Key Drivers Behind the Projection
According to Morgan Stanley, the following factors will play a crucial role in driving India’s equity market growth:
- Stable Macroeconomic Environment: Fiscal discipline and macro stability are expected to remain intact.
- No US Recession: A steady global economic environment without a US recession will support India’s growth momentum.
- Benign Oil Prices: Stable crude oil prices will prevent inflationary pressures.
- Interest Rate Trends: A modest reduction in interest rates is anticipated, contributing to positive liquidity conditions.

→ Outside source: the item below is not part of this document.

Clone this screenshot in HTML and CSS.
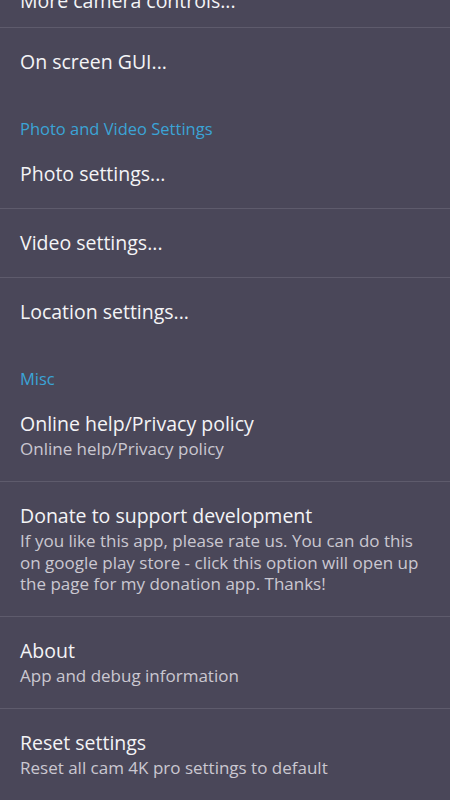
FILE: index.html
```html
<!DOCTYPE html>
<html lang="en">
<head>
    <meta charset="UTF-8">
    <meta name="viewport" content="width=device-width, initial-scale=1.0">
    <title>Settings</title>
    <link rel="stylesheet" href="styles.css">
</head>
<body>
    <div class="nastroyki">
        <div class="punkt">
            <div class="punkt-title">More camera controls...</div>
        </div>
        <div class="punkt">
            <div class="punkt-title">On screen GUI...</div>
        </div>

        <div class="kategoriya">Photo and Video Settings</div>
        <div class="punkt">
            <div class="punkt-title">Photo settings...</div>
        </div>
        <div class="punkt">
            <div class="punkt-title">Video settings...</div>
        </div>
        <div class="punkt">
            <div class="punkt-title">Location settings...</div>
        </div>

        <div class="kategoriya">Misc</div>
        <div class="punkt">
            <div class="punkt-title">Online help/Privacy policy</div>
            <div class="punkt-summary">Online help/Privacy policy</div>
        </div>
        <div class="punkt">
            <div class="punkt-title">Donate to support development</div>
            <div class="punkt-summary">If you like this app, please rate us. You can do this on google play store - click this option will open up the page for my donation app. Thanks!</div>
        </div>
        <div class="punkt">
            <div class="punkt-title">About</div>
            <div class="punkt-summary">App and debug information</div>
        </div>
        <div class="punkt">
            <div class="punkt-title">Reset settings</div>
            <div class="punkt-summary">Reset all cam 4K pro settings to default</div>
        </div>
    </div>
</body>
</html>
```

FILE: styles.css
```css
* {
    margin: 0;
    padding: 0;
    box-sizing: border-box;
    font-family: 'Open Sans', sans-serif;
}

body {
    background-color: #4a4759;
    overflow: hidden;
}

/* list is scrolled, first item is cut off at the top */
.nastroyki {
    margin-top: -33px;
    display: flex;
    flex-direction: column;
}

.punkt {
    padding: 21px 16px 21px 20px;
}

.punkt:first-child {
    padding-bottom: 13px;
}

.punkt + .punkt {
    border-top: 1px solid #5e5b6c;
}

.punkt-title {
    font-size: 19.5px;
    line-height: 26px;
    color: #f4f4f6;
}

.punkt-title + .punkt-summary {
    margin-top: 1px;
}

.punkt:has(.punkt-summary) {
    padding-bottom: 21.5px;
}

.punkt-summary {
    font-size: 17px;
    line-height: 21.5px;
    color: #cac8d1;
}

.kategoriya {
    height: 44px;
    padding: 23px 20px 0 20px;
    font-size: 16.5px;
    line-height: 20px;
    color: #3ba4d6;
}
```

- Retail Participation: Strong retail investor participation is expected to outpace bond supply, maintaining liquidity.
“Robust domestic growth, no recession in the US, and benign oil prices are also part of our assumptions,” the report stated.
Optimistic Corporate Earnings Outlook
The report predicts Sensex earnings to grow at an annual rate of 17.3% through FY2027. Morgan Stanley’s projections are 15% higher than market consensus estimates, reflecting strong confidence in India’s corporate sector resilience and sustained economic momentum.
India’s Strong Investment Case
The report underscores India’s attractiveness as an investment destination, emphasizing:
- Strong corporate earnings growth
- Continued macroeconomic stability
- Favourable policy environment
“With strong earnings, macro stability, and domestic flows, it is hard to argue against India’s investment case,” Morgan Stanley noted.
A Promising Investment Horizon
If the outlined assumptions hold—stable oil prices, a non-recessionary US economy, and sustained domestic growth—investors in the Indian equity market could witness significant returns by the end of 2025.
The report reinforces India’s standing as a resilient and attractive investment hub, poised to deliver robust economic and market performance in the coming years.